Set exercise. Return the lines that follow, exactly as they appear, from the first through the one containing "const events = ['Add"; no pictures are to be included.

Recorded data.
BEGIN
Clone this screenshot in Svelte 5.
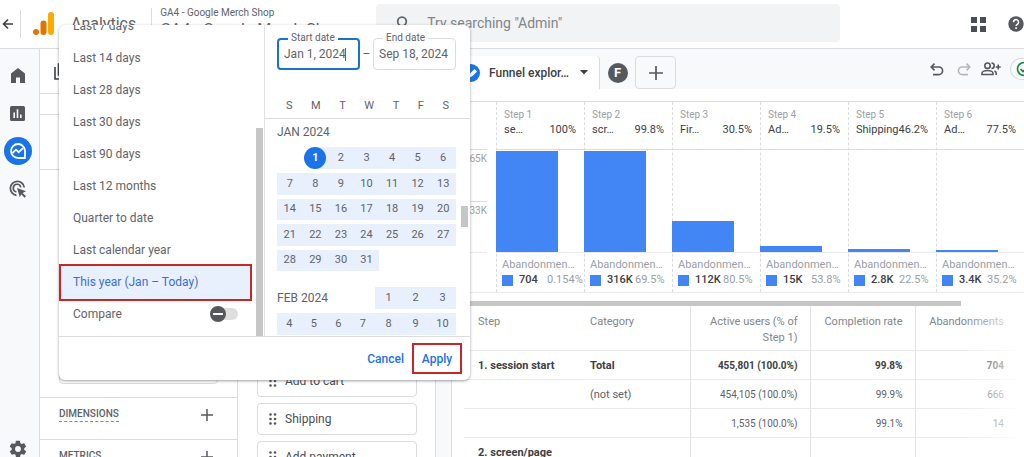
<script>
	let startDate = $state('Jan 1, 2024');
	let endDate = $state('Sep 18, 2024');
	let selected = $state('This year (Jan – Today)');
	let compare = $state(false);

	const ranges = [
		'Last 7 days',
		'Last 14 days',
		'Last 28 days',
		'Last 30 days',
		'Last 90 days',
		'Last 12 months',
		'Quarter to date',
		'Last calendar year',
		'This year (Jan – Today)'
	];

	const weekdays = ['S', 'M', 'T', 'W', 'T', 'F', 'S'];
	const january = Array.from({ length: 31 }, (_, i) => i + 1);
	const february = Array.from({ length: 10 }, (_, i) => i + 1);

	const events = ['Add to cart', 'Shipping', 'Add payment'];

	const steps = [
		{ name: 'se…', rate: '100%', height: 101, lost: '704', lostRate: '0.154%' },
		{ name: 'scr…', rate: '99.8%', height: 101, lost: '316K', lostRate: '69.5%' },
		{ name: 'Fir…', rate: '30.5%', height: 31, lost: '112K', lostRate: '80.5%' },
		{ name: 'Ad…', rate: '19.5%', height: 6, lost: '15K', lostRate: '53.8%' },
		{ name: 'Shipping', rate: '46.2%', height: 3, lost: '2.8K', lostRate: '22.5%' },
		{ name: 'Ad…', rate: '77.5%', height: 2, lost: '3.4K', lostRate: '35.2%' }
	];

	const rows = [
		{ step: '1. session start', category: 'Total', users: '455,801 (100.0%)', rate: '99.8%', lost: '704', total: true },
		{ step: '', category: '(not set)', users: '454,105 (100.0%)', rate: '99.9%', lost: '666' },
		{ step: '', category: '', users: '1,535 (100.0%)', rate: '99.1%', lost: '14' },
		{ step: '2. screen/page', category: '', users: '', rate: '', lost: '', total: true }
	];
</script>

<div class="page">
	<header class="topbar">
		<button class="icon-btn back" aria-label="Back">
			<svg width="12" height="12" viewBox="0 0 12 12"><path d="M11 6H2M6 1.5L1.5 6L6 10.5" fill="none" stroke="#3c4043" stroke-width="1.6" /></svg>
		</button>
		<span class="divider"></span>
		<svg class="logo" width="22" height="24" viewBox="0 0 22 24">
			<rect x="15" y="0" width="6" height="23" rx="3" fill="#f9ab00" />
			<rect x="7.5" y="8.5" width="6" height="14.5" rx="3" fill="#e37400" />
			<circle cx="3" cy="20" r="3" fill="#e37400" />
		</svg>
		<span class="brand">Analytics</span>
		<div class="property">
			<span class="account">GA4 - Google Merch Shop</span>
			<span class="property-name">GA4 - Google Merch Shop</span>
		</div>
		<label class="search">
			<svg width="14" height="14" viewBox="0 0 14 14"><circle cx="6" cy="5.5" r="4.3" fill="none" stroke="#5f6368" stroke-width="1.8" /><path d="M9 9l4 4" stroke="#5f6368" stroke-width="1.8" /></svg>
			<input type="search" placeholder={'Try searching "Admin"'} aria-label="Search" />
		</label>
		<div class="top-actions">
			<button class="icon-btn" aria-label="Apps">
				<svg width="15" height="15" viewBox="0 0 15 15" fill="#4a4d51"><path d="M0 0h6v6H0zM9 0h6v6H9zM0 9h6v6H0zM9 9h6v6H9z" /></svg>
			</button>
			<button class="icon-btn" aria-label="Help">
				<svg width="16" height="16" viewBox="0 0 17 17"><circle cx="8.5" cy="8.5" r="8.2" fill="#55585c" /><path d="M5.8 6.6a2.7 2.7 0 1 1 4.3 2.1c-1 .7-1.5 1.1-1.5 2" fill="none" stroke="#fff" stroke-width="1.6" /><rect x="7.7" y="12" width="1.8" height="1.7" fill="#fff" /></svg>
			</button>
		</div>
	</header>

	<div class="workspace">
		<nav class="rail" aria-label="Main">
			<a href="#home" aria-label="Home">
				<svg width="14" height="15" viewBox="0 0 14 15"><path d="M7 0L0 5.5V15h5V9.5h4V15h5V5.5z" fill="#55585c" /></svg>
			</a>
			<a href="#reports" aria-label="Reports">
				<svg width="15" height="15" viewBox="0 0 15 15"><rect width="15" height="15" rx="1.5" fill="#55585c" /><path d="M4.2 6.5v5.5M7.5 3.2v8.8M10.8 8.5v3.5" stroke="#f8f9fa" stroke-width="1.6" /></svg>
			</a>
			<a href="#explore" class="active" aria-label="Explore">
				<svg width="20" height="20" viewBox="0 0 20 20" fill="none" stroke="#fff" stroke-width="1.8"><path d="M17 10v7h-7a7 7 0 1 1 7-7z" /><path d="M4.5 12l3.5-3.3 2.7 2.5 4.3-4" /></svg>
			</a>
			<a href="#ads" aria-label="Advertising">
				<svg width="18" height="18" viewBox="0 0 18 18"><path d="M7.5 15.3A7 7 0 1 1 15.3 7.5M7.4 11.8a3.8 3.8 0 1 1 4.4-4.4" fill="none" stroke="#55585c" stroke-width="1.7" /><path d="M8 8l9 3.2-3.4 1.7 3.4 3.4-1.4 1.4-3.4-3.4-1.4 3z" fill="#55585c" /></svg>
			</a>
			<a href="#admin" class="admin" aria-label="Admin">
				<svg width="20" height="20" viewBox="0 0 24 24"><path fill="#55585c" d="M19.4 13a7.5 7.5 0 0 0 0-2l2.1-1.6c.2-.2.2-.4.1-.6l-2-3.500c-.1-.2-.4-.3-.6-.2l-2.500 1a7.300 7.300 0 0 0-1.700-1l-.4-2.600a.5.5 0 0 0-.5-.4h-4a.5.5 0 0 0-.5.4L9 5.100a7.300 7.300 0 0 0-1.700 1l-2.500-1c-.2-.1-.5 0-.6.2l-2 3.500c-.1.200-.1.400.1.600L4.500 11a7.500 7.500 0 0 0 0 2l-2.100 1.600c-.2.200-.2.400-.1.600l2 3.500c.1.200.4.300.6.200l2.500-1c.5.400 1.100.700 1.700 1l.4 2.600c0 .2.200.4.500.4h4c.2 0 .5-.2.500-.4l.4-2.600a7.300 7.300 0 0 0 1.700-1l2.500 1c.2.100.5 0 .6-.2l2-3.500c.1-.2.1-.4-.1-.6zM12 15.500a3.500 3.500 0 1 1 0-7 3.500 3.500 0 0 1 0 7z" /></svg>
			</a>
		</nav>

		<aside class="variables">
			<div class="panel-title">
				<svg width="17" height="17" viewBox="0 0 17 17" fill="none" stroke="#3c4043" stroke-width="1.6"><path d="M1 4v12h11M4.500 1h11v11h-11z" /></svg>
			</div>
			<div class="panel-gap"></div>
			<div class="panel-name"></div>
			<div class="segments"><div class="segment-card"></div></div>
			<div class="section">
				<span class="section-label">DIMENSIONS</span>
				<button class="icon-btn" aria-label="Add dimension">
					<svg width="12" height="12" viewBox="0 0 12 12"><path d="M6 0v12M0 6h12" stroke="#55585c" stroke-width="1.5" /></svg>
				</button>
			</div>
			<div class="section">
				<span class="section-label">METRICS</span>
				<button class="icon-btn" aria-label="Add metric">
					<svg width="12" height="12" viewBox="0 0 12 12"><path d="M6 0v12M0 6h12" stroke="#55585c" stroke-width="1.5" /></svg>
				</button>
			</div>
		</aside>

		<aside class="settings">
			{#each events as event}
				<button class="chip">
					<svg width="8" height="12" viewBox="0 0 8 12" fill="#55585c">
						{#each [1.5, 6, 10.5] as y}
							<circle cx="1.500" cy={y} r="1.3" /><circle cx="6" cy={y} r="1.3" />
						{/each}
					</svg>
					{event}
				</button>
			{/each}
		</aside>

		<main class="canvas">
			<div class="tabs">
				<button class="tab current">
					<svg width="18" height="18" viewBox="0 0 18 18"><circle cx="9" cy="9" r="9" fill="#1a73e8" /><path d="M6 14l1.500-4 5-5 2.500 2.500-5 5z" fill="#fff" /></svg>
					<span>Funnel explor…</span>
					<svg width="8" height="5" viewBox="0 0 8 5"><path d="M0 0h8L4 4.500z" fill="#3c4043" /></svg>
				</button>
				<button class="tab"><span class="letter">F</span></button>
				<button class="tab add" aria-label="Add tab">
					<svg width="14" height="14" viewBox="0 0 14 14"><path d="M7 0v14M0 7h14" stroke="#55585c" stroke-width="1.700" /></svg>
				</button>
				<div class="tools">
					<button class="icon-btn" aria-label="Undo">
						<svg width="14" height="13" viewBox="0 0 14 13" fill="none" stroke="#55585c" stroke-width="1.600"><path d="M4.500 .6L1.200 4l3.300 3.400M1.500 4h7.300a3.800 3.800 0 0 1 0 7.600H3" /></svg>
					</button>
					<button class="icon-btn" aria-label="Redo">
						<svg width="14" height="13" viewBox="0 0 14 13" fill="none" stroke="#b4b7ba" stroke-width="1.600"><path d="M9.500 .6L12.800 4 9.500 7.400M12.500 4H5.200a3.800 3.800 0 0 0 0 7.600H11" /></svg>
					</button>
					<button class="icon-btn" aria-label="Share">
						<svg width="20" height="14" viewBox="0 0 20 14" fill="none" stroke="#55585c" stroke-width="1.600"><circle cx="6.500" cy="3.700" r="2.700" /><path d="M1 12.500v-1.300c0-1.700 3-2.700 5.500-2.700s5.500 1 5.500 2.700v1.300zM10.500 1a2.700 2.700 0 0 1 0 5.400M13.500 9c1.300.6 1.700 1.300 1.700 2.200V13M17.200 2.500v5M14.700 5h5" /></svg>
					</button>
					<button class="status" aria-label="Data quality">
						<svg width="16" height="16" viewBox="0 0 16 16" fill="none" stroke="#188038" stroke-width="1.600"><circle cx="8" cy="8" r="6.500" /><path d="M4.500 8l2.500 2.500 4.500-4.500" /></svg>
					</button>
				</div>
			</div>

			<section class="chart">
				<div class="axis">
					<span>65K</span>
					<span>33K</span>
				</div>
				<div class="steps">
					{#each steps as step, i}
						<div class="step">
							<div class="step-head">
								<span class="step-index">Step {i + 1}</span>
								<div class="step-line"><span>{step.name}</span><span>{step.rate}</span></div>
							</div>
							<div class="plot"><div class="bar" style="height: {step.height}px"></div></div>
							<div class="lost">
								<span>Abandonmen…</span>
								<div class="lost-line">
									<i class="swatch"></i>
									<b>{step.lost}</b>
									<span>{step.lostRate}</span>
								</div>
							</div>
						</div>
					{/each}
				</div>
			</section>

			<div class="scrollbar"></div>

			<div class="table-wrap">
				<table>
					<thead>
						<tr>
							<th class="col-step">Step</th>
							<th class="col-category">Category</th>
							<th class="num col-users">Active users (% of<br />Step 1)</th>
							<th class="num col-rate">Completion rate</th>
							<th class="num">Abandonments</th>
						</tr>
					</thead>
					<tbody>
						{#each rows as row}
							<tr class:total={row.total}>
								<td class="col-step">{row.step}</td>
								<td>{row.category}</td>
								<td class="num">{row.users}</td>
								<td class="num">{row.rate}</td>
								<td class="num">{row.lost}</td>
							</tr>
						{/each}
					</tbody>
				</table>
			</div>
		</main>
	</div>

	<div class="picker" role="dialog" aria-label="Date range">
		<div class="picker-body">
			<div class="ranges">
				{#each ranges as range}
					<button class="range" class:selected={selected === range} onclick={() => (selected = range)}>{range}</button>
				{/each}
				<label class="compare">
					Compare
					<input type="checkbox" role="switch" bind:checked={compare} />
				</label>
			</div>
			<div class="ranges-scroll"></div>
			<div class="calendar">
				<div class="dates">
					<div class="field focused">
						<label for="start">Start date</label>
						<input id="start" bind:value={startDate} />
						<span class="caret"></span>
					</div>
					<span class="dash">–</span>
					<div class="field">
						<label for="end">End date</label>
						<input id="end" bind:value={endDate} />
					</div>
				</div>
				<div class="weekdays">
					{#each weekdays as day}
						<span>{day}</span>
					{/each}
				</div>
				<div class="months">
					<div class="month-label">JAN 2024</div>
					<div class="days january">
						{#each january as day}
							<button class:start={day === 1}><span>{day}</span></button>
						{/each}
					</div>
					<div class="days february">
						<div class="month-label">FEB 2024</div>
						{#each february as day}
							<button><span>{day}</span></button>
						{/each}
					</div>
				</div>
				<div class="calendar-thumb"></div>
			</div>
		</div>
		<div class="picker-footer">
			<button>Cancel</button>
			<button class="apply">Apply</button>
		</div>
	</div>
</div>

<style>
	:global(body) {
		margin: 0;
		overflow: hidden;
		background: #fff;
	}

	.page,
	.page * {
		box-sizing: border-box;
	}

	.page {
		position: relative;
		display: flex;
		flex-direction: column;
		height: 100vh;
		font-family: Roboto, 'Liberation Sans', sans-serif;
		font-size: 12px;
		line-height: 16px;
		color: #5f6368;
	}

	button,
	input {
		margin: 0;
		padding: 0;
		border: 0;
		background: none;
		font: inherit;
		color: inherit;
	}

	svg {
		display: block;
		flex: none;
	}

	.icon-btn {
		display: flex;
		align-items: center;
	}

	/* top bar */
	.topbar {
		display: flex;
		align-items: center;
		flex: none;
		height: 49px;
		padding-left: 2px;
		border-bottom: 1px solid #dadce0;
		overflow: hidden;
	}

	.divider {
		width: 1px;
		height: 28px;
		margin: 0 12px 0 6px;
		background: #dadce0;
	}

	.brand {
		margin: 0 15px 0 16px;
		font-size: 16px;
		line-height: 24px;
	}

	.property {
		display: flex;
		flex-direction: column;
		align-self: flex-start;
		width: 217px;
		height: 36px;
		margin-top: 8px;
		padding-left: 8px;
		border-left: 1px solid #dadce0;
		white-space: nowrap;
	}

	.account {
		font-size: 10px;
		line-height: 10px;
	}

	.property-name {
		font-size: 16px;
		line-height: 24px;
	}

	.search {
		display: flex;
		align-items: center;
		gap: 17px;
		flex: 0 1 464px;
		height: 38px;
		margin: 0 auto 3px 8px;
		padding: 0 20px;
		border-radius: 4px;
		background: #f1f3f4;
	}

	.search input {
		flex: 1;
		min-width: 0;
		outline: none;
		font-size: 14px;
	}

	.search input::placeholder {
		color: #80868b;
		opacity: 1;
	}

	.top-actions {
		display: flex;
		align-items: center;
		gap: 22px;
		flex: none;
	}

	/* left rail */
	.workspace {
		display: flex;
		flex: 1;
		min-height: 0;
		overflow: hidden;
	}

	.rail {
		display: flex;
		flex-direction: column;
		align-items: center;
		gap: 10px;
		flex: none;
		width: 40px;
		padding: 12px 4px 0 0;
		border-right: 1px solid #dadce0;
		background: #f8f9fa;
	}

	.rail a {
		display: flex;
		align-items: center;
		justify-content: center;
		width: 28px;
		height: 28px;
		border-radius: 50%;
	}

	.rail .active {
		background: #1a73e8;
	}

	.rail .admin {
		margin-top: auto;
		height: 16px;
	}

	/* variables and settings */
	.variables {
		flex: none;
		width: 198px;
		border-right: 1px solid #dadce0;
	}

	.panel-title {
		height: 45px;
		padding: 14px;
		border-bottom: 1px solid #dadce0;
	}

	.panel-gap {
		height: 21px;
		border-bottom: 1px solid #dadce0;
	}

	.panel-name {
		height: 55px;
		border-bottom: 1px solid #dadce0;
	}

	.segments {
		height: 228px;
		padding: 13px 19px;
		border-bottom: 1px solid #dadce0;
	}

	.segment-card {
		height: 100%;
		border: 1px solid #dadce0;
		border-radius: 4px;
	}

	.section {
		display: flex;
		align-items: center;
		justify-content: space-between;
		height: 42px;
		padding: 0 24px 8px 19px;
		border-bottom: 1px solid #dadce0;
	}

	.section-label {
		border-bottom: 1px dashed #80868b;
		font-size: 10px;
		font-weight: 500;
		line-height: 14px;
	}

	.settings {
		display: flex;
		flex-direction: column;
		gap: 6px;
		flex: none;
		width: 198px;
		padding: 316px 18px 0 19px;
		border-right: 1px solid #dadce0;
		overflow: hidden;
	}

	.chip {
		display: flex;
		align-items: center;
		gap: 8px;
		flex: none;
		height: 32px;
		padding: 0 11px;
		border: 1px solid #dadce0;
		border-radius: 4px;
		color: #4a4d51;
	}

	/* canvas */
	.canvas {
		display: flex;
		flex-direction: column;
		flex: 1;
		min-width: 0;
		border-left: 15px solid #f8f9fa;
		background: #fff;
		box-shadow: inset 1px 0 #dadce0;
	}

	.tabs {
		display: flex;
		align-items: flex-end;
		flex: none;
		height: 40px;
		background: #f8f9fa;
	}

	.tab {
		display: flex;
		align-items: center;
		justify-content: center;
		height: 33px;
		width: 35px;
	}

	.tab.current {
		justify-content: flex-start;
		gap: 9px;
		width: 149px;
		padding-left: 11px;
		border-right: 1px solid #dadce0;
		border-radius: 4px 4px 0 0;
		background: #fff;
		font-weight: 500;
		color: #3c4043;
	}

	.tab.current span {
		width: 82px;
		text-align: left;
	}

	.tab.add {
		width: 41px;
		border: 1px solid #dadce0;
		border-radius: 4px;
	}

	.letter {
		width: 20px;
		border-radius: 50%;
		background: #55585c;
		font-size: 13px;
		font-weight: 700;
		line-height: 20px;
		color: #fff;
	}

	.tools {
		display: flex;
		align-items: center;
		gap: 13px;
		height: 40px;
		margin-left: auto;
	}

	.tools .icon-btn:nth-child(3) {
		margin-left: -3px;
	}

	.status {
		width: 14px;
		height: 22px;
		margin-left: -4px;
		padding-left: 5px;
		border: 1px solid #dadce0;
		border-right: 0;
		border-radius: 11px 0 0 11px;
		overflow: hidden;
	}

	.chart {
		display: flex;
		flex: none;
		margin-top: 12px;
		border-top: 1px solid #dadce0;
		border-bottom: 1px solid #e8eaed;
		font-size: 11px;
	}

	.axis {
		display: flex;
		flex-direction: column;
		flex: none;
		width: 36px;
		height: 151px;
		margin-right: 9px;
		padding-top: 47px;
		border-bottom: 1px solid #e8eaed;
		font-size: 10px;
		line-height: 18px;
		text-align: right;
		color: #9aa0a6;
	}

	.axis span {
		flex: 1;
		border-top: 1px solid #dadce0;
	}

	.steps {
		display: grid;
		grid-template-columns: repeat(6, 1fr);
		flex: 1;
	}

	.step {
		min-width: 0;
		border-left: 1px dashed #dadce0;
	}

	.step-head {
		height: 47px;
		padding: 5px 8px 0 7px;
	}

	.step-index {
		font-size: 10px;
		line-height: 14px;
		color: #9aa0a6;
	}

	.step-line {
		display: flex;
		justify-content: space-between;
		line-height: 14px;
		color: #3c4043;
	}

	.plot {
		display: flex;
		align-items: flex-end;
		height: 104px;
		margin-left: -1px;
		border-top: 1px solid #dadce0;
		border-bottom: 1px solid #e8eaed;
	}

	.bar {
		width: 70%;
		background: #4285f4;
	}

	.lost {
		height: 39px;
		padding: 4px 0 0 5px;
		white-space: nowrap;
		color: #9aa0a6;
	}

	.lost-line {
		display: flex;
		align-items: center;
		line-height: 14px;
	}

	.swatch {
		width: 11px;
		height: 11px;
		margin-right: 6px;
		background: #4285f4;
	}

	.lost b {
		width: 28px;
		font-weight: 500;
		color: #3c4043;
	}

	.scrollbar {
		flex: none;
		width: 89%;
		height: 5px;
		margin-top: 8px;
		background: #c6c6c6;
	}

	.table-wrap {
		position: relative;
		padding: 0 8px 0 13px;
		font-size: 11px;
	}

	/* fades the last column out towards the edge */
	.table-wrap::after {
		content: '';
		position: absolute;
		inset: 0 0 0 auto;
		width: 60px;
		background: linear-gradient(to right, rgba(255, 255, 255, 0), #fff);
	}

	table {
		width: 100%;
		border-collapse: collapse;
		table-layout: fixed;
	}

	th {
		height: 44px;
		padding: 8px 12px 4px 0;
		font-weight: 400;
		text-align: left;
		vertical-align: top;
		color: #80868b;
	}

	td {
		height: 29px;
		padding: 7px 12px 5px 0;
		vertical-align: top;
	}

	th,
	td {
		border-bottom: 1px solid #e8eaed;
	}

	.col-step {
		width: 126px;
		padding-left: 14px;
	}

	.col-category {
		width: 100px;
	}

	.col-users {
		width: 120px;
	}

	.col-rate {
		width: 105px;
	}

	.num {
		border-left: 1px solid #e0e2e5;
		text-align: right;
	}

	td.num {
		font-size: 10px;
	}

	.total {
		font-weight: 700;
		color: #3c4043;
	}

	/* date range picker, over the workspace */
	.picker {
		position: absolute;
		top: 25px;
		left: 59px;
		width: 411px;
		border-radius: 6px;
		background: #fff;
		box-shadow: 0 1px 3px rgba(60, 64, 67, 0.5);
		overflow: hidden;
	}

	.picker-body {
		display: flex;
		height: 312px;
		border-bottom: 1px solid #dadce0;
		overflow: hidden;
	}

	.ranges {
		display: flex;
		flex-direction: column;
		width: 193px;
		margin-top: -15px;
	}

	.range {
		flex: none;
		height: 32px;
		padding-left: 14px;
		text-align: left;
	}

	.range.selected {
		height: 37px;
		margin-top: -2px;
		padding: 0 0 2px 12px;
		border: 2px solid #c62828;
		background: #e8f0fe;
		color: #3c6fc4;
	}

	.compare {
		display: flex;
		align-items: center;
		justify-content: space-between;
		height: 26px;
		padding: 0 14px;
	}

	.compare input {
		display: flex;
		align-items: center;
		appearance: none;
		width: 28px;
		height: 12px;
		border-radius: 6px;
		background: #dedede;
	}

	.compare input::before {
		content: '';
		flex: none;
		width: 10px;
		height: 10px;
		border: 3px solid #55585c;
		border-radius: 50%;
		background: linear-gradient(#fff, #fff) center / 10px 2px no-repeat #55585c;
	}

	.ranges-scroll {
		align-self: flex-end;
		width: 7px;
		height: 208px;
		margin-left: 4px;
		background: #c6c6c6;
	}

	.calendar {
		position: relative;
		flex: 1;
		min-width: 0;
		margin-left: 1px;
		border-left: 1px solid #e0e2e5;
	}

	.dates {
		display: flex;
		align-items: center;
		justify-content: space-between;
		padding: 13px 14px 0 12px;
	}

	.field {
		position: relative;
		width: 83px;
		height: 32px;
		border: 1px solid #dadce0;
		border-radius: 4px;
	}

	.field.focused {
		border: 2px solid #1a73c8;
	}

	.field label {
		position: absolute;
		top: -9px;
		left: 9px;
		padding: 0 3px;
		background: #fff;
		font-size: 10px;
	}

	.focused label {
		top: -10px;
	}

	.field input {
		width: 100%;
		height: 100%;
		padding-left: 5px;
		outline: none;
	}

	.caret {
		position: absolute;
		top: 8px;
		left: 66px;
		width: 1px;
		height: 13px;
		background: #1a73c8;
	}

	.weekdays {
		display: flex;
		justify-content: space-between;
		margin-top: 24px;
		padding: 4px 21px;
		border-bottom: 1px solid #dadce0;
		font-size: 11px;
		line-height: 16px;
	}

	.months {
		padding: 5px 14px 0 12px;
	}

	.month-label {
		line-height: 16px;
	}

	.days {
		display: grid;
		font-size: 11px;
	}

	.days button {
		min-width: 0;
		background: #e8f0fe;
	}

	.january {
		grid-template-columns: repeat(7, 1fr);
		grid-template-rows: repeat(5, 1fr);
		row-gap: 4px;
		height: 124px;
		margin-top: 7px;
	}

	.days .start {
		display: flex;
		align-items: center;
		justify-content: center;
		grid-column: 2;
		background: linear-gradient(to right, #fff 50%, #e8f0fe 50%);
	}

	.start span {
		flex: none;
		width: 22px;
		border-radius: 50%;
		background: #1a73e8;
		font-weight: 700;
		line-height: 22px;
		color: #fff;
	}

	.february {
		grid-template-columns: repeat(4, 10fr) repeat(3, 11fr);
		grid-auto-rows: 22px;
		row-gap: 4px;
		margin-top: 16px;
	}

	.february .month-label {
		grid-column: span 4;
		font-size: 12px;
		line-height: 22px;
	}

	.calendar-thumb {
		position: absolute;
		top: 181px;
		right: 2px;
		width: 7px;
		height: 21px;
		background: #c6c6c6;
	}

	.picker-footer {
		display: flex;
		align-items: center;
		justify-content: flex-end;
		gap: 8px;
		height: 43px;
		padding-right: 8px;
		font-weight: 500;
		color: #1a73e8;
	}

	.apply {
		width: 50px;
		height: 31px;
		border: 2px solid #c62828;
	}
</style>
END
Answer to this exercise.
Clone this screenshot in Svelte 5.
<script>
	let startDate = $state('Jan 1, 2024');
	let endDate = $state('Sep 18, 2024');
	let selected = $state('This year (Jan – Today)');
	let compare = $state(false);

	const ranges = [
		'Last 7 days',
		'Last 14 days',
		'Last 28 days',
		'Last 30 days',
		'Last 90 days',
		'Last 12 months',
		'Quarter to date',
		'Last calendar year',
		'This year (Jan – Today)'
	];

	const weekdays = ['S', 'M', 'T', 'W', 'T', 'F', 'S'];
	const january = Array.from({ length: 31 }, (_, i) => i + 1);
	const february = Array.from({ length: 10 }, (_, i) => i + 1);

	const events = ['Add to cart', 'Shipping', 'Add payment'];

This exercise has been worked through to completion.